-- START Data shown --
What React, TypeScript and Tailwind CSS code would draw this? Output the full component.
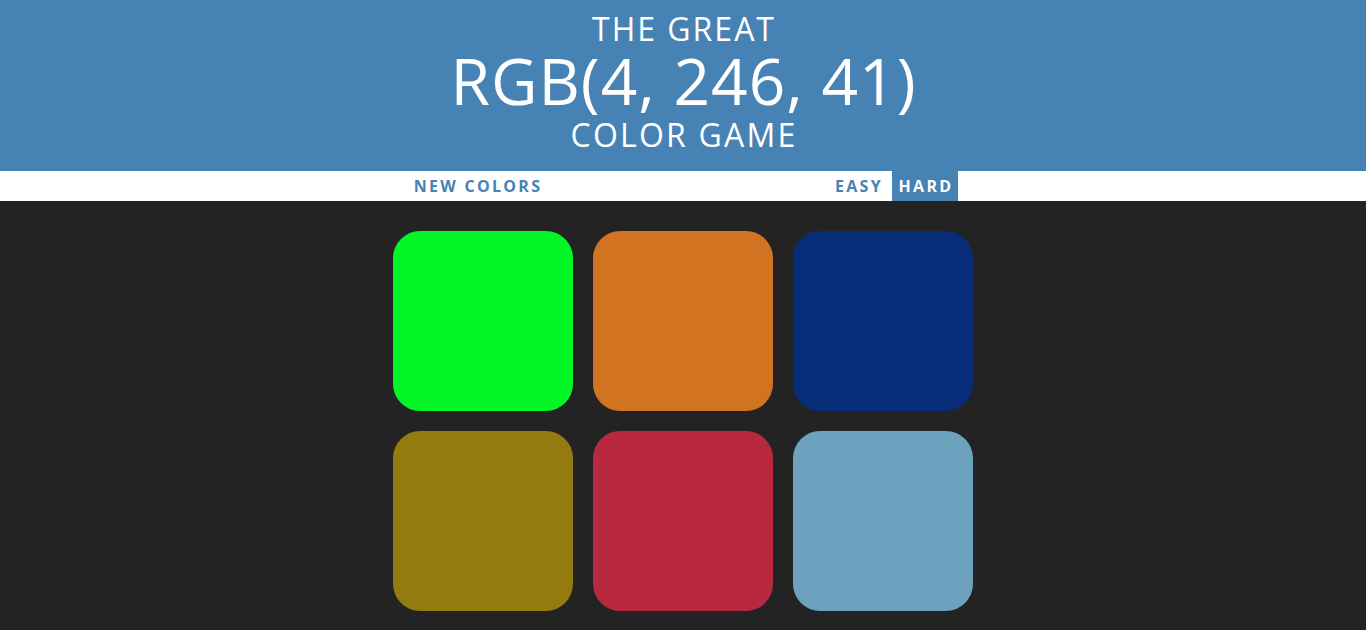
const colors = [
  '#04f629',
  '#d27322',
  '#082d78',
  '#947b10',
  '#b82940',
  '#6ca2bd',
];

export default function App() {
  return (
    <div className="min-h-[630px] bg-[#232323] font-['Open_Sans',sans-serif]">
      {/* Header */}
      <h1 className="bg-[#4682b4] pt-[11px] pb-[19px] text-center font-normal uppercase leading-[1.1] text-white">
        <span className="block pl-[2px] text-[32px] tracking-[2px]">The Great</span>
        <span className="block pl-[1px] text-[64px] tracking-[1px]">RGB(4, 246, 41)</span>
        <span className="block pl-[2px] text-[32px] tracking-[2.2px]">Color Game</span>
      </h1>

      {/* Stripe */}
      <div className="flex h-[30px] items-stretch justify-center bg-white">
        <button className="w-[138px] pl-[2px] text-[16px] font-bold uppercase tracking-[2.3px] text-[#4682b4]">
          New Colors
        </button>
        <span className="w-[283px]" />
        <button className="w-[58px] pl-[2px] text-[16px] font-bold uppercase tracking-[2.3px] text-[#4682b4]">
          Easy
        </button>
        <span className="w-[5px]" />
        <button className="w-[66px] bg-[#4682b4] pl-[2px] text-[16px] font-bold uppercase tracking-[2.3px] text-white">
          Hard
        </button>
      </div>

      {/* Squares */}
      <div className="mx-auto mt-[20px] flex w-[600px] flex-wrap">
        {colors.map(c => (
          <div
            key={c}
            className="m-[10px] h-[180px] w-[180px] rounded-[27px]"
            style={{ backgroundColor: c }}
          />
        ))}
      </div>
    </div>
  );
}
-- END Data shown --
## What is being asked
Every line above should be returned word for word, with the pictures left behind.

## Exercise answer
What React, TypeScript and Tailwind CSS code would draw this? Output the full component.
const colors = [
  '#04f629',
  '#d27322',
  '#082d78',
  '#947b10',
  '#b82940',
  '#6ca2bd',
];

export default function App() {
  return (
    <div className="min-h-[630px] bg-[#232323] font-['Open_Sans',sans-serif]">
      {/* Header */}
      <h1 className="bg-[#4682b4] pt-[11px] pb-[19px] text-center font-normal uppercase leading-[1.1] text-white">
        <span className="block pl-[2px] text-[32px] tracking-[2px]">The Great</span>
        <span className="block pl-[1px] text-[64px] tracking-[1px]">RGB(4, 246, 41)</span>
        <span className="block pl-[2px] text-[32px] tracking-[2.2px]">Color Game</span>
      </h1>

      {/* Stripe */}
      <div className="flex h-[30px] items-stretch justify-center bg-white">
        <button className="w-[138px] pl-[2px] text-[16px] font-bold uppercase tracking-[2.3px] text-[#4682b4]">
          New Colors
        </button>
        <span className="w-[283px]" />
        <button className="w-[58px] pl-[2px] text-[16px] font-bold uppercase tracking-[2.3px] text-[#4682b4]">
          Easy
        </button>
        <span className="w-[5px]" />
        <button className="w-[66px] bg-[#4682b4] pl-[2px] text-[16px] font-bold uppercase tracking-[2.3px] text-white">
          Hard
        </button>
      </div>

      {/* Squares */}
      <div className="mx-auto mt-[20px] flex w-[600px] flex-wrap">
        {colors.map(c => (
          <div
            key={c}
            className="m-[10px] h-[180px] w-[180px] rounded-[27px]"
            style={{ backgroundColor: c }}
          />
        ))}
      </div>
    </div>
  );
}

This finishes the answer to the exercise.